---- GIVEN MATERIAL

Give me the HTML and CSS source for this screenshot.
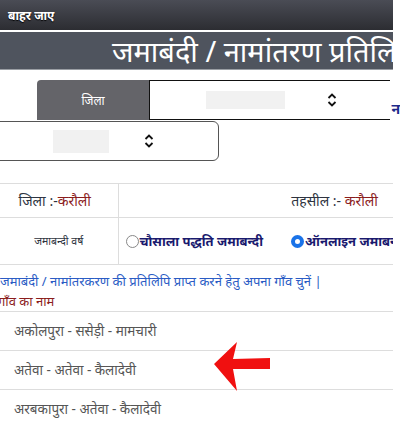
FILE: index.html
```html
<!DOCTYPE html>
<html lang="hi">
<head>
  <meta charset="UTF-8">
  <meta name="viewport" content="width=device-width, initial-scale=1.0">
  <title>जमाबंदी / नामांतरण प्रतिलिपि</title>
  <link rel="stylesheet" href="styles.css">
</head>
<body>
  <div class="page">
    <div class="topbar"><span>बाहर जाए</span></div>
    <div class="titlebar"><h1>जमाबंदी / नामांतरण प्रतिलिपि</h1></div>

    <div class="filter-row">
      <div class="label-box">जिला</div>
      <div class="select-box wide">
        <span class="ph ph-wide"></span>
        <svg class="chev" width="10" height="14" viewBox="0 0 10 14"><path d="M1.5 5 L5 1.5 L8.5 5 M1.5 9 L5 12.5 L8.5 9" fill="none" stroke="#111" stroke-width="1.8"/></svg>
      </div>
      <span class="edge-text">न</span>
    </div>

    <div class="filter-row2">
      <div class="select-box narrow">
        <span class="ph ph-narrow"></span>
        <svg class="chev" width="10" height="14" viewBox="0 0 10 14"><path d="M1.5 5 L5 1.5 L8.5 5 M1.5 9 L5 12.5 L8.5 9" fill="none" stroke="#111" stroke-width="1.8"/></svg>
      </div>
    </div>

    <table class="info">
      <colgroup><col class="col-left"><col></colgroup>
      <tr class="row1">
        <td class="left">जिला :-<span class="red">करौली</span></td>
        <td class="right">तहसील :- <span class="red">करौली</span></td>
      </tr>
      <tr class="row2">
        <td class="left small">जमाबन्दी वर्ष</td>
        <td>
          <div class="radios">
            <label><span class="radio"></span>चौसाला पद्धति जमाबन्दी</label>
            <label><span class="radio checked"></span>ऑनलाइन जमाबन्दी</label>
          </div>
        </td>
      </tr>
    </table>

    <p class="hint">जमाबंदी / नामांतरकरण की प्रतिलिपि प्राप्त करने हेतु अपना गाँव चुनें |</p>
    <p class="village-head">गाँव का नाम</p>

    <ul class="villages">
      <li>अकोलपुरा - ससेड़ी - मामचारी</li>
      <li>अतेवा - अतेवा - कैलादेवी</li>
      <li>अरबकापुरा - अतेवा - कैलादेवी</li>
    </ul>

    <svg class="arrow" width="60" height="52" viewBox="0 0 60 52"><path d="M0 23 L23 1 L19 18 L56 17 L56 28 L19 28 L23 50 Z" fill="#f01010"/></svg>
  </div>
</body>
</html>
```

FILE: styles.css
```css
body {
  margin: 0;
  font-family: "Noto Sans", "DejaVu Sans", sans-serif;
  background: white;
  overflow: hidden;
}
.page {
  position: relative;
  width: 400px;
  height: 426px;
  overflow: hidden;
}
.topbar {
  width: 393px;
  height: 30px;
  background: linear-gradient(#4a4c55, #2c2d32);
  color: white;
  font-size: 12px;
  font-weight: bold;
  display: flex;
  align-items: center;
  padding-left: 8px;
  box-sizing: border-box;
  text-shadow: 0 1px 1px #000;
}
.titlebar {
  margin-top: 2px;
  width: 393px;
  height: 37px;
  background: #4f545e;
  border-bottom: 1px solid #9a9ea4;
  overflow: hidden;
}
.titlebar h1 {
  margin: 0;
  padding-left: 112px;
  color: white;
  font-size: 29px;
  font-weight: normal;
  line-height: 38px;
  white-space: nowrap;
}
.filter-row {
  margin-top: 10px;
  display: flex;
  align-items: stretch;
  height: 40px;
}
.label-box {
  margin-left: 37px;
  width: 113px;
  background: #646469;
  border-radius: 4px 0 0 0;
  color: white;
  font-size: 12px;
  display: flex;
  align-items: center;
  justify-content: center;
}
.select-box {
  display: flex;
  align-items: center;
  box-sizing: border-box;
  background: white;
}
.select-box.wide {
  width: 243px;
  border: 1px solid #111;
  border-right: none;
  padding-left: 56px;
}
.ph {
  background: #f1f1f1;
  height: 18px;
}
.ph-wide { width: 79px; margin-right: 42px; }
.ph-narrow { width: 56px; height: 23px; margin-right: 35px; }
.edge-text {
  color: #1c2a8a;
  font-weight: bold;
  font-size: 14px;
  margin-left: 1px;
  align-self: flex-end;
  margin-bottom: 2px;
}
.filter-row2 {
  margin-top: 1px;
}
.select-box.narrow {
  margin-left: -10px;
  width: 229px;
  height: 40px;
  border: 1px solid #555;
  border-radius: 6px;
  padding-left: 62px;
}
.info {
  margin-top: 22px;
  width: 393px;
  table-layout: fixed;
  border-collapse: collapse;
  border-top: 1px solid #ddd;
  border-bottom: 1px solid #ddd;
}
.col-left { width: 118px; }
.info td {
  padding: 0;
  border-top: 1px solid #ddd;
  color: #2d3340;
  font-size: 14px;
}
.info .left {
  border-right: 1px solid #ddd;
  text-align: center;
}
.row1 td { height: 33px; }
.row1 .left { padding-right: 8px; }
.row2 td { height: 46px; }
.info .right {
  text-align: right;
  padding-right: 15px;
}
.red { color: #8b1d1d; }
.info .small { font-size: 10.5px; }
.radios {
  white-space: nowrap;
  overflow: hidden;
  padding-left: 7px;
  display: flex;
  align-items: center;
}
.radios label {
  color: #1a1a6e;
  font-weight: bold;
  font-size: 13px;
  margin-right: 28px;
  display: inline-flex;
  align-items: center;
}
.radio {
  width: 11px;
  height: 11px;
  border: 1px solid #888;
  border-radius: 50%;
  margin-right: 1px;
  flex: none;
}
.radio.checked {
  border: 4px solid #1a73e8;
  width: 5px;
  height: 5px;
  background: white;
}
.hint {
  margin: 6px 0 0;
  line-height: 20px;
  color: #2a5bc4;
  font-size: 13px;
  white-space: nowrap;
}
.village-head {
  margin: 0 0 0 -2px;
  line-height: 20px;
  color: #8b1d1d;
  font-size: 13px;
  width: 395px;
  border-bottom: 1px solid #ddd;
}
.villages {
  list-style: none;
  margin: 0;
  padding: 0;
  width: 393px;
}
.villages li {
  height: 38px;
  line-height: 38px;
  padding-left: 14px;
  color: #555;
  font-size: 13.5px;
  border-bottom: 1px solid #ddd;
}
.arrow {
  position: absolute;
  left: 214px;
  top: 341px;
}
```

--------

From the listing, extract all text exactly as given and drop any picture.

Give me the HTML and CSS source for this screenshot.
FILE: index.html
```html
<!DOCTYPE html>
<html lang="hi">
<head>
  <meta charset="UTF-8">
  <meta name="viewport" content="width=device-width, initial-scale=1.0">
  <title>जमाबंदी / नामांतरण प्रतिलिपि</title>
  <link rel="stylesheet" href="styles.css">
</head>
<body>
  <div class="page">
    <div class="topbar"><span>बाहर जाए</span></div>
    <div class="titlebar"><h1>जमाबंदी / नामांतरण प्रतिलिपि</h1></div>

    <div class="filter-row">
      <div class="label-box">जिला</div>
      <div class="select-box wide">
        <span class="ph ph-wide"></span>
        <svg class="chev" width="10" height="14" viewBox="0 0 10 14"><path d="M1.5 5 L5 1.5 L8.5 5 M1.5 9 L5 12.5 L8.5 9" fill="none" stroke="#111" stroke-width="1.8"/></svg>
      </div>
      <span class="edge-text">न</span>
    </div>

    <div class="filter-row2">
      <div class="select-box narrow">
        <span class="ph ph-narrow"></span>
        <svg class="chev" width="10" height="14" viewBox="0 0 10 14"><path d="M1.5 5 L5 1.5 L8.5 5 M1.5 9 L5 12.5 L8.5 9" fill="none" stroke="#111" stroke-width="1.8"/></svg>
      </div>
    </div>

    <table class="info">
      <colgroup><col class="col-left"><col></colgroup>
      <tr class="row1">
        <td class="left">जिला :-<span class="red">करौली</span></td>
        <td class="right">तहसील :- <span class="red">करौली</span></td>
      </tr>
      <tr class="row2">
        <td class="left small">जमाबन्दी वर्ष</td>
        <td>
          <div class="radios">
            <label><span class="radio"></span>चौसाला पद्धति जमाबन्दी</label>
            <label><span class="radio checked"></span>ऑनलाइन जमाबन्दी</label>
          </div>
        </td>
      </tr>
    </table>

    <p class="hint">जमाबंदी / नामांतरकरण की प्रतिलिपि प्राप्त करने हेतु अपना गाँव चुनें |</p>
    <p class="village-head">गाँव का नाम</p>

    <ul class="villages">
      <li>अकोलपुरा - ससेड़ी - मामचारी</li>
      <li>अतेवा - अतेवा - कैलादेवी</li>
      <li>अरबकापुरा - अतेवा - कैलादेवी</li>
    </ul>

    <svg class="arrow" width="60" height="52" viewBox="0 0 60 52"><path d="M0 23 L23 1 L19 18 L56 17 L56 28 L19 28 L23 50 Z" fill="#f01010"/></svg>
  </div>
</body>
</html>
```

FILE: styles.css
```css
body {
  margin: 0;
  font-family: "Noto Sans", "DejaVu Sans", sans-serif;
  background: white;
  overflow: hidden;
}
.page {
  position: relative;
  width: 400px;
  height: 426px;
  overflow: hidden;
}
.topbar {
  width: 393px;
  height: 30px;
  background: linear-gradient(#4a4c55, #2c2d32);
  color: white;
  font-size: 12px;
  font-weight: bold;
  display: flex;
  align-items: center;
  padding-left: 8px;
  box-sizing: border-box;
  text-shadow: 0 1px 1px #000;
}
.titlebar {
  margin-top: 2px;
  width: 393px;
  height: 37px;
  background: #4f545e;
  border-bottom: 1px solid #9a9ea4;
  overflow: hidden;
}
.titlebar h1 {
  margin: 0;
  padding-left: 112px;
  color: white;
  font-size: 29px;
  font-weight: normal;
  line-height: 38px;
  white-space: nowrap;
}
.filter-row {
  margin-top: 10px;
  display: flex;
  align-items: stretch;
  height: 40px;
}
.label-box {
  margin-left: 37px;
  width: 113px;
  background: #646469;
  border-radius: 4px 0 0 0;
  color: white;
  font-size: 12px;
  display: flex;
  align-items: center;
  justify-content: center;
}
.select-box {
  display: flex;
  align-items: center;
  box-sizing: border-box;
  background: white;
}
.select-box.wide {
  width: 243px;
  border: 1px solid #111;
  border-right: none;
  padding-left: 56px;
}
.ph {
  background: #f1f1f1;
  height: 18px;
}
.ph-wide { width: 79px; margin-right: 42px; }
.ph-narrow { width: 56px; height: 23px; margin-right: 35px; }
.edge-text {
  color: #1c2a8a;
  font-weight: bold;
  font-size: 14px;
  margin-left: 1px;
  align-self: flex-end;
  margin-bottom: 2px;
}
.filter-row2 {
  margin-top: 1px;
}
.select-box.narrow {
  margin-left: -10px;
  width: 229px;
  height: 40px;
  border: 1px solid #555;
  border-radius: 6px;
  padding-left: 62px;
}
.info {
  margin-top: 22px;
  width: 393px;
  table-layout: fixed;
  border-collapse: collapse;
  border-top: 1px solid #ddd;
  border-bottom: 1px solid #ddd;
}
.col-left { width: 118px; }
.info td {
  padding: 0;
  border-top: 1px solid #ddd;
  color: #2d3340;
  font-size: 14px;
}
.info .left {
  border-right: 1px solid #ddd;
  text-align: center;
}
.row1 td { height: 33px; }
.row1 .left { padding-right: 8px; }
.row2 td { height: 46px; }
.info .right {
  text-align: right;
  padding-right: 15px;
}
.red { color: #8b1d1d; }
.info .small { font-size: 10.5px; }
.radios {
  white-space: nowrap;
  overflow: hidden;
  padding-left: 7px;
  display: flex;
  align-items: center;
}
.radios label {
  color: #1a1a6e;
  font-weight: bold;
  font-size: 13px;
  margin-right: 28px;
  display: inline-flex;
  align-items: center;
}
.radio {
  width: 11px;
  height: 11px;
  border: 1px solid #888;
  border-radius: 50%;
  margin-right: 1px;
  flex: none;
}
.radio.checked {
  border: 4px solid #1a73e8;
  width: 5px;
  height: 5px;
  background: white;
}
.hint {
  margin: 6px 0 0;
  line-height: 20px;
  color: #2a5bc4;
  font-size: 13px;
  white-space: nowrap;
}
.village-head {
  margin: 0 0 0 -2px;
  line-height: 20px;
  color: #8b1d1d;
  font-size: 13px;
  width: 395px;
  border-bottom: 1px solid #ddd;
}
.villages {
  list-style: none;
  margin: 0;
  padding: 0;
  width: 393px;
}
.villages li {
  height: 38px;
  line-height: 38px;
  padding-left: 14px;
  color: #555;
  font-size: 13.5px;
  border-bottom: 1px solid #ddd;
}
.arrow {
  position: absolute;
  left: 214px;
  top: 341px;
}
```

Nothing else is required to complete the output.